Watching From The Close Quarters

Ayesha Jalal remarks that Manto had “witnessed the psychological trauma of 1947 at close quarters.” As a writer and a person who had been shaped greatly by Bombay’s vibrant heterogeneous culture, Manto had refused to move to Pakistan initially. However, when one of his Hindu colleagues and best friends claimed that he would have killed Manto had he not been his friend, a shocked and hurt Manto moved to Pakistan with his family overnight. Here, he wrote ‘Toba Tek Singh’, one of his most celebrated works that highlight the absurdity of Partition.

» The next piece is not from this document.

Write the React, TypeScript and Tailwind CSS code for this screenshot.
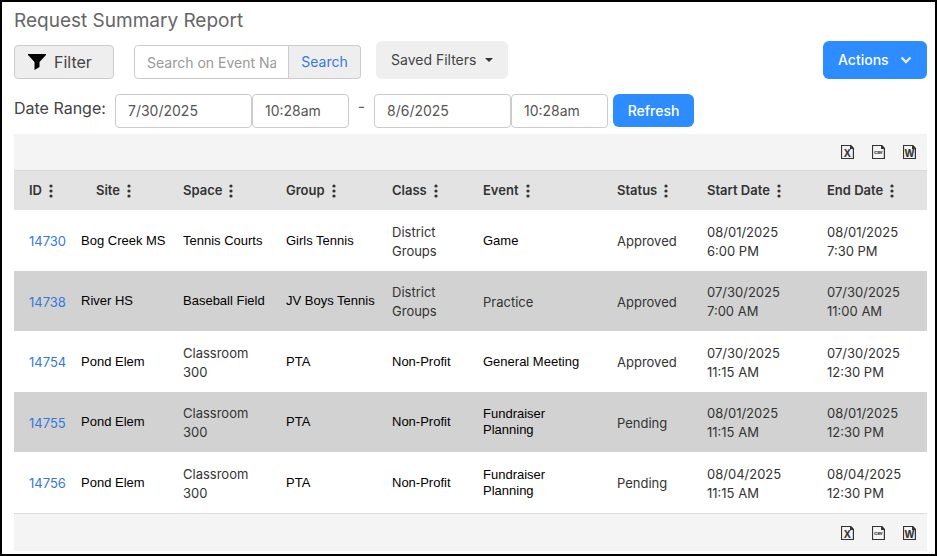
import React from "react";

type Tone = "base" | "plain";
type Cell = { text: string; tone?: Tone };
type Row = { id: string; cells: Cell[] };

const columns = [
  { name: "ID", width: "w-[52px]", pad: "pl-[15px]" },
  { name: "Site", width: "w-[102px]", pad: "pl-[30px]" },
  { name: "Space", width: "w-[103px]", pad: "pl-[15px]" },
  { name: "Group", width: "w-[106px]", pad: "pl-[15px]" },
  { name: "Class", width: "w-[91px]", pad: "pl-[15px]" },
  { name: "Event", width: "w-[134px]", pad: "pl-[15px]" },
  { name: "Status", width: "w-[90px]", pad: "pl-[15px]" },
  { name: "Start Date", width: "w-[120px]", pad: "pl-[15px]" },
  { name: "End Date", width: "w-[115px]", pad: "pl-[15px]" },
];

const plain = (text: string): Cell => ({ text, tone: "plain" });
const base = (text: string): Cell => ({ text, tone: "base" });

const rows: Row[] = [
  {
    id: "14730",
    cells: [plain("Bog Creek MS"), plain("Tennis Courts"), plain("Girls Tennis"), base("District\nGroups"), plain("Game"), base("Approved"), base("08/01/2025\n6:00 PM"), base("08/01/2025\n7:30 PM")],
  },
  {
    id: "14738",
    cells: [plain("River HS"), plain("Baseball Field"), plain("JV Boys Tennis"), base("District\nGroups"), base("Practice"), base("Approved"), base("07/30/2025\n7:00 AM"), base("07/30/2025\n11:00 AM")],
  },
  {
    id: "14754",
    cells: [plain("Pond Elem"), base("Classroom\n300"), plain("PTA"), plain("Non-Profit"), plain("General Meeting"), base("Approved"), base("07/30/2025\n11:15 AM"), base("07/30/2025\n12:30 PM")],
  },
  {
    id: "14755",
    cells: [plain("Pond Elem"), base("Classroom\n300"), plain("PTA"), plain("Non-Profit"), plain("Fundraiser\nPlanning"), base("Pending"), base("08/01/2025\n11:15 AM"), base("08/01/2025\n12:30 PM")],
  },
  {
    id: "14756",
    cells: [plain("Pond Elem"), base("Classroom\n300"), plain("PTA"), plain("Non-Profit"), plain("Fundraiser\nPlanning"), base("Pending"), base("08/04/2025\n11:15 AM"), base("08/04/2025\n12:30 PM")],
  },
];

function FileIcon({ label, size, y }: { label: string; size: number; y: number }) {
  return (
    <svg width="13" height="14" viewBox="0 0 13 14" aria-hidden="true">
      <path d="M0.5 0.5H9.5L12.4 3.5V13.5H0.5Z" fill="none" stroke="#333" strokeWidth="1.2" />
      <path d="M9 0H10L13 3.2V4H9Z" fill="#333" />
      <text x="6.4" y={y} textAnchor="middle" fontSize={size} fontWeight="700" fill="#333" stroke="#333" strokeWidth="0.2" fontFamily="'Liberation Sans', Arial, sans-serif">
        {label}
      </text>
    </svg>
  );
}

function ExportButtons() {
  return (
    <div className="flex h-9 items-center justify-end gap-[18px] pr-[11px]">
      <button type="button" aria-label="Export to Excel"><FileIcon label="X" size={10} y={12} /></button>
      <button type="button" aria-label="Export to CSV"><FileIcon label="CSV" size={4} y={9} /></button>
      <button type="button" aria-label="Export to Word"><FileIcon label="W" size={10} y={12} /></button>
    </div>
  );
}

function ColumnMenu({ name }: { name: string }) {
  return (
    <button type="button" aria-label={`${name} column menu`} className="ml-[7px]">
      <svg width="4" height="14" viewBox="0 0 4 14" fill="#333" aria-hidden="true">
        <circle cx="2" cy="2" r="1.6" />
        <circle cx="2" cy="7" r="1.6" />
        <circle cx="2" cy="12" r="1.6" />
      </svg>
    </button>
  );
}

const field = "h-[34px] rounded border border-[#ccc] bg-white px-3 pb-0.5 text-sm text-[#555] outline-none";

export default function App() {
  return (
    <main className="min-h-screen border-2 border-black bg-white pr-2 pb-[3px] pl-3 font-['Inter','Liberation_Sans',sans-serif] text-[#333]">
      <h1 className="pt-[5px] text-[19px] leading-7 text-[#666]">Request Summary Report</h1>

      <div className="mt-[6px] flex items-end">
        <button type="button" className="flex h-[34px] w-[100px] items-center rounded border border-[#ccc] bg-[#eee] pl-[13px] text-base text-[#444]">
          <svg width="18" height="16" viewBox="0 0 18 16" className="mr-2" aria-hidden="true">
            <path d="M0 0H18V1L11.5 8V13L6.5 16V8L0 1Z" fill="#000" />
          </svg>
          Filter
        </button>

        <form className="ml-5 flex" onSubmit={(e) => e.preventDefault()}>
          <input
            type="text"
            aria-label="Search on Event Name"
            placeholder="Search on Event Name"
            className="h-[34px] w-[155px] rounded-l border border-[#ccc] bg-white px-3 text-sm outline-none placeholder:text-[#999]"
          />
          <button type="submit" className="h-[34px] w-[72px] rounded-r border border-l-0 border-[#ccc] bg-[#eee] text-sm text-[#3579dc]">
            Search
          </button>
        </form>

        <button type="button" className="ml-[15px] flex h-[38px] w-[132px] items-center rounded-md bg-[#efefef] pl-[15px] text-sm text-[#444]">
          Saved Filters
          <svg width="8" height="4" viewBox="0 0 8 4" className="ml-[9px]" aria-hidden="true">
            <path d="M0 0H8L4 4Z" fill="#333" />
          </svg>
        </button>

        <button type="button" className="ml-auto flex h-[38px] w-[104px] items-center rounded-md bg-[#2d8cff] pl-[15px] text-sm font-medium text-white">
          Actions
          <svg width="12" height="8" viewBox="0 0 12 8" className="ml-[11px]" aria-hidden="true">
            <path d="M1.5 1.5L6 6L10.5 1.5" fill="none" stroke="#e8e8e8" strokeWidth="2.4" />
          </svg>
        </button>
      </div>

      <div className="mt-[15px] flex items-start">
        <label htmlFor="start-date" className="w-[101px] text-base leading-7 text-[#444]">Date Range:</label>
        <input id="start-date" type="text" defaultValue="7/30/2025" className={`${field} w-[137px]`} />
        <input type="text" aria-label="Start time" defaultValue="10:28am" className={`${field} w-[97px]`} />
        <span className="w-[25px] text-center text-base leading-6 text-[#666]">-</span>
        <input type="text" aria-label="End date" defaultValue="8/6/2025" className={`${field} w-[137px]`} />
        <input type="text" aria-label="End time" defaultValue="10:28am" className={`${field} w-[97px]`} />
        <button type="button" className="ml-[5px] h-[33px] w-[81px] rounded-md bg-[#2d8cff] text-sm font-medium text-white">Refresh</button>
      </div>

      <section className="mt-[6px] bg-[#f4f4f4]">
        <ExportButtons />
        <table className="w-full table-fixed border-collapse text-[13px]">
          <thead>
            <tr className="h-10 bg-[#e3e3e3] shadow-[inset_0_1px_0_#d8d8d8]">
              {columns.map((c) => (
                <th key={c.name} scope="col" className={`${c.width} ${c.pad} pt-0.5 pr-0 pb-0 text-left font-semibold whitespace-nowrap`}>
                  <span className="flex items-center">
                    {c.name}
                    <ColumnMenu name={c.name} />
                  </span>
                </th>
              ))}
            </tr>
          </thead>
          <tbody>
            {rows.map((row) => (
              <tr key={row.id} className="h-[61px] bg-white even:h-[60px] even:bg-[#d2d2d2]">
                <td className="pt-0.5 pr-0 pb-0 pl-[15px] leading-[19px]"><a href={`#${row.id}`} className="text-[#3579dc]">{row.id}</a></td>
                {row.cells.map((cell, i) => (
                  <td
                    key={i}
                    className={
                      cell.tone === "plain"
                        ? "p-0 pl-[15px] font-['Liberation_Sans',Arial,sans-serif] leading-4 whitespace-pre text-black"
                        : "pt-0.5 pr-0 pb-0 pl-[15px] leading-[19px] whitespace-pre"
                    }
                  >
                    {cell.text}
                  </td>
                ))}
              </tr>
            ))}
          </tbody>
        </table>
        <div className="border-t border-[#ddd] pt-px">
          <ExportButtons />
        </div>
      </section>
    </main>
  );
}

The story presents Sikh and Hindu patients being moved into India from a mental asylum in Pakistan. One of the patients, a Sikh, incensed, refuses to move and places himself on the Indo-Pak border. Manto, clearly equates Partition with madness and remarks, “Don’t say that 100,000 Hindus and 100,000 Muslims have been massacred. Say that 200,000 human beings have been slaughtered. And it is not such a great tragedy that 200,000 human beings have been butchered but the real tragedy is that the dead have been killed for nothing.”

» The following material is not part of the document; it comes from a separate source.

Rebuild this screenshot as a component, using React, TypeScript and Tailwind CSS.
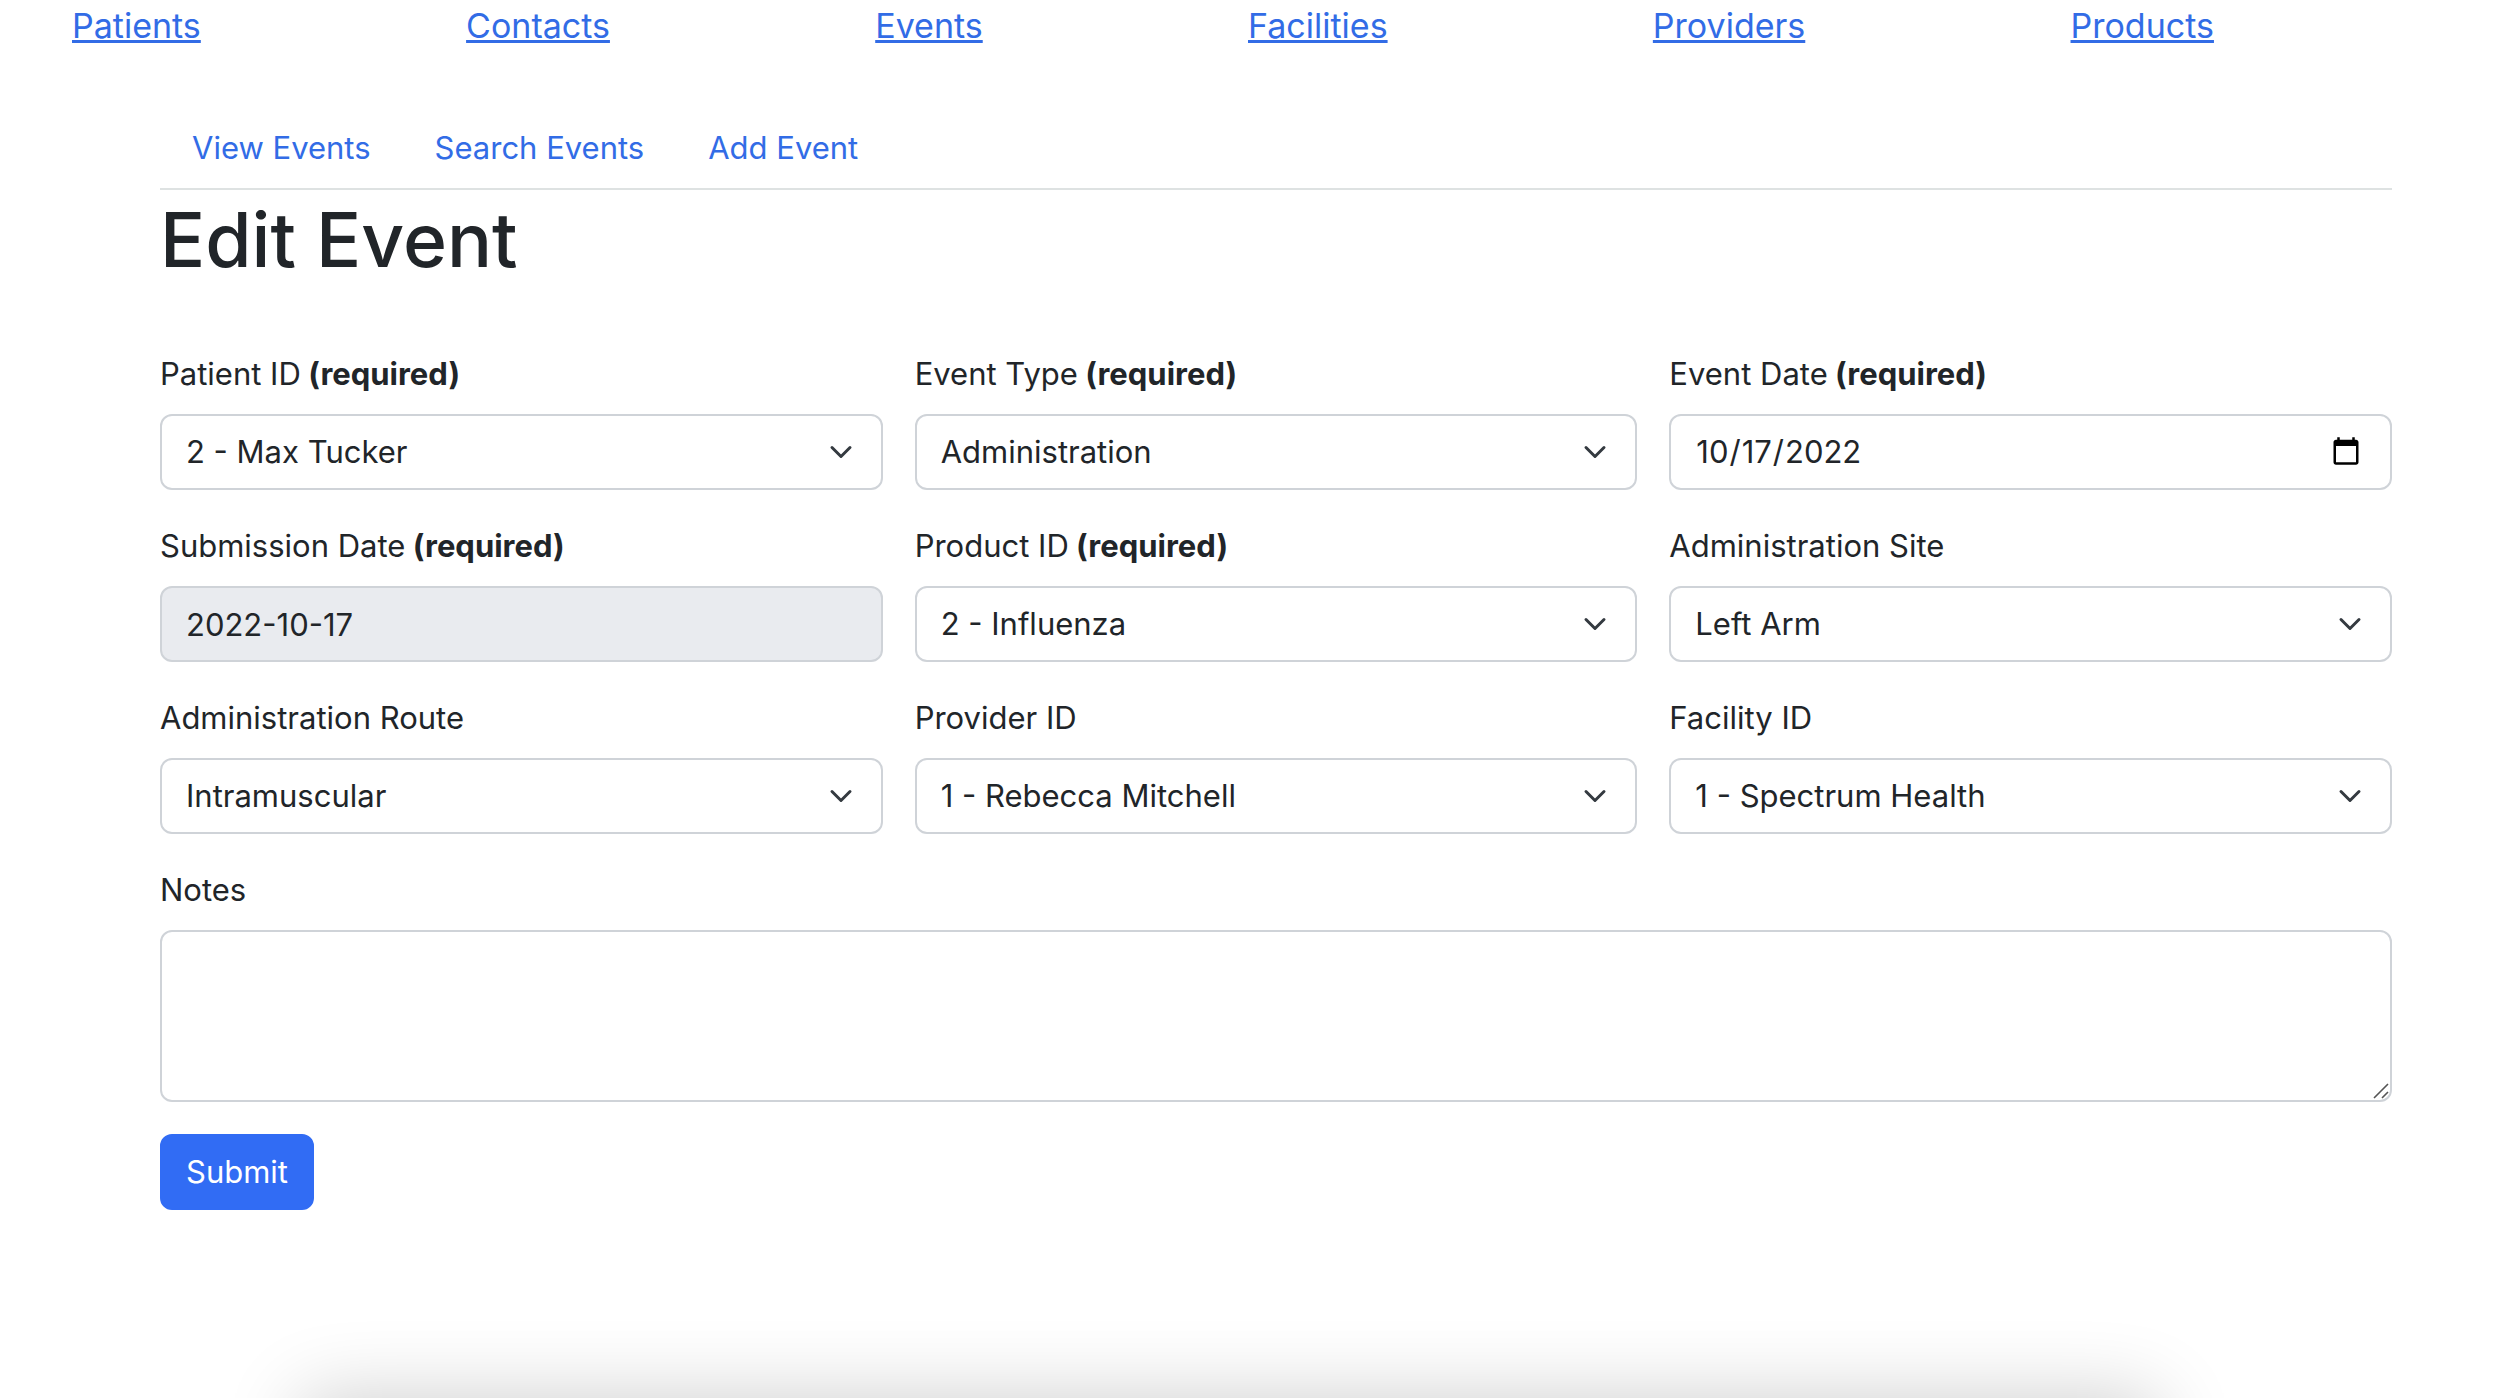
import { useState, type ReactNode } from "react";

const navLinks = ["Patients", "Contacts", "Events", "Facilities", "Providers", "Products"];
const tabs = ["View Events", "Search Events", "Add Event"];

const control =
  "block w-full rounded-xl border-2 border-[#cfd3d8] bg-white px-6 py-3 text-[31px] leading-12 text-[#212529]";

type FieldProps = { id: string; label: string; required?: boolean; children: ReactNode };

function Field({ id, label, required, children }: FieldProps) {
  return (
    <div>
      <label htmlFor={id} className="mb-4 block text-[31px] leading-12">
        {label}
        {required && <strong className="font-bold"> (required)</strong>}
      </label>
      {children}
    </div>
  );
}

type SelectFieldProps = { id: string; label: string; required?: boolean; option: string };

function SelectField({ id, label, required, option }: SelectFieldProps) {
  return (
    <Field id={id} label={label} required={required}>
      <div className="relative">
        <select id={id} className={`${control} h-19 appearance-none pr-18`}>
          <option>{option}</option>
        </select>
        <svg
          viewBox="0 0 16 16"
          className="pointer-events-none absolute top-1/2 right-[26px] h-6 w-8 -translate-y-1/2"
          fill="none"
          stroke="#343a40"
          strokeWidth="2"
          strokeLinecap="round"
          strokeLinejoin="round"
          aria-hidden="true"
        >
          <path d="m2 5 6 6 6-6" />
        </svg>
      </div>
    </Field>
  );
}

export default function App() {
  const [eventDate, setEventDate] = useState("2022-10-17");

  return (
    <div className="relative min-h-screen overflow-hidden bg-white font-['Inter','Liberation_Sans',sans-serif] text-[#212529]">
      <nav className="flex justify-between pr-[306px] pl-[72px]">
        {navLinks.map((link) => (
          <a
            key={link}
            href="#"
            className="text-[34px] leading-[52px] text-[#326ce6] underline decoration-3 underline-offset-2"
          >
            {link}
          </a>
        ))}
      </nav>

      <main className="mt-14 pr-32 pl-40">
        <nav className="flex border-b-2 border-[#dee2e2]">
          {tabs.map((tab) => (
            <a key={tab} href="#" className="px-8 py-4 text-[31px] leading-12 text-[#326ce6]">
              {tab}
            </a>
          ))}
        </nav>

        <h1 className="mb-15 text-[75px] leading-25 font-medium">Edit Event</h1>

        <form onSubmit={(e) => e.preventDefault()}>
          <div className="grid grid-cols-3 gap-8">
            <SelectField id="patient" label="Patient ID" required option="2 - Max Tucker" />
            <SelectField id="type" label="Event Type" required option="Administration" />
            <Field id="date" label="Event Date" required>
              <input
                id="date"
                type="date"
                value={eventDate}
                onChange={(e) => setEventDate(e.target.value)}
                className={`${control} h-19 pr-7 [&::-webkit-calendar-picker-indicator]:size-8 [&::-webkit-calendar-picker-indicator]:p-0`}
              />
            </Field>
            <Field id="submission" label="Submission Date" required>
              <input
                id="submission"
                type="text"
                readOnly
                value="2022-10-17"
                className="block h-19 w-full rounded-xl border-2 border-[#cfd3d8] bg-[#e9ebef] px-6 py-3 text-[31px] leading-12 text-[#212529]"
              />
            </Field>
            <SelectField id="product" label="Product ID" required option="2 - Influenza" />
            <SelectField id="site" label="Administration Site" option="Left Arm" />
            <SelectField id="route" label="Administration Route" option="Intramuscular" />
            <SelectField id="provider" label="Provider ID" option="1 - Rebecca Mitchell" />
            <SelectField id="facility" label="Facility ID" option="1 - Spectrum Health" />
            <div className="col-span-3">
              <Field id="notes" label="Notes">
                <div className="relative">
                  <textarea
                    id="notes"
                    className={`${control} h-43 resize-y [&::-webkit-resizer]:bg-transparent`}
                  />
                  <svg
                    viewBox="0 0 16 16"
                    className="pointer-events-none absolute right-[3px] bottom-[3px] size-4"
                    stroke="#555"
                    strokeWidth="1.6"
                    aria-hidden="true"
                  >
                    <path d="M1 15 15 1M9 15l6-6" />
                  </svg>
                </div>
              </Field>
            </div>
          </div>
          <button
            type="submit"
            className="mt-8 rounded-xl border-2 border-[#316cf4] bg-[#316cf4] px-6 py-3 text-[31px] leading-12 text-white"
          >
            Submit
          </button>
        </form>
      </main>

      <div
        className="pointer-events-none absolute top-full right-[14.4%] left-[12%] h-50 shadow-[0_0_80px_rgba(0,0,0,0.2)]"
        aria-hidden="true"
      />
    </div>
  );
}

Manto had always carried within him a yearning to come back to India, to Bombay, to a land where he had left his heart and soul behind. Addressing his close friend, Ismat Chugtai, Manto had written in a letter, “Try as I did, I wasn’t able to separate Pakistan from India and India from Pakistan. Again and again, troubling questions rang in my mind: Will Pakistan’s literature be separate from that of India’s? If so, how? Who owns all that was written in undivided India? Will that be partitioned too?”

Manto Lives On…

Men may die, but an artist lives forever. Perhaps Manto had known this always, and so he writes, “…and it is also possible, that Saadat Hasan dies, but Manto remains alive.” Manto drew his last breath on January 18, 1955. However, the farsighted man that he was, Manto had always had himself prepared for his death and had his own epitaph ready to be carved on his tombstone –“Here lies Saadat Hasan Manto and with him lie buried all the secrets and mysteries of the art of story writing. Under mounds of earth he lies, still wondering who among the two is the greater story writer – God or he.”